The environments and characters are rendered in 3D, but the actual platforming elements are presented in only two dimensions. This is a classic platforming concept, a concept the developers should have adhered to in the flying stages since they are less than spectacular. They remind me of the underwater levels in Super Mario 3, my least favorite levels. In one stage, you have to guide the ship through an asteroid belt while colleting coins. The coins and the asteroids come at you from the back of the screen while you are staring at the craft head-on. The craft moves up and down and side-to-side but remains in the same fixed plane as the asteroids and coins move around it. Since the asteroids vary in size, and they become larger when they get closer, it's difficult to tell exactly how far away a particular one is, which may cause you to move unnecessarily and risk getting hit by another. Since the flying sections utilize both screens, the craft will temporarily disappears from view when traversing from one screen to the next.
Collecting plays a huge role in the platforming levels. Coins and hearts are collected in the traditional way and can be used to increase everything from your health to your abilities. At the end of each level, a store appears where you can purchase weapons, health, clothing, various power-ups, and moves such as the double jump.
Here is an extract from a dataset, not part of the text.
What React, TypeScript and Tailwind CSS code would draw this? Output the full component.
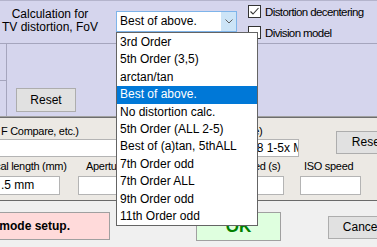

Some rhythm is necessary to get through the levels, but you always have to keep a lookout for the enemies that lie in your direct path, so you can't get too comfortable with your pattern and technique. Many of the enemies are repetitive and reappear throughout the levels. Boss battles can be quite frustrating due to some collision detection issues, which make it difficult to tell who is hitting whom.
The levels have a lot of visual depth, so they appear huge in scope. The camera angles follow along beautifully since they aren't set to follow a 3D map. Environments are well detailed and colorful, with a separate scrolling background for added dimension. The characters are rendered well in-game, but the cutscenes steal the show. They look good enough to be in the movie, almost. There is no actual voiceover work, but plenty of text if you want to relive the story. The sound effects are good, but most of the in-game sounds are overshadowed by the coin-collecting ding.
It's quite possible to beat this game in an afternoon. It's not very long, and aside from some frustrating technical issues, it's not intentionally difficult. You will get some replay value attempting to find all of the coins and unlockables, and you might even get a few hours out of the two-player mode, but not much more. The multiplayer component is little more than a mini-game and not a full-fledged co-op mode as you might expect. As it is, I can only recommend a rental based on the relative short gameplay and replay value.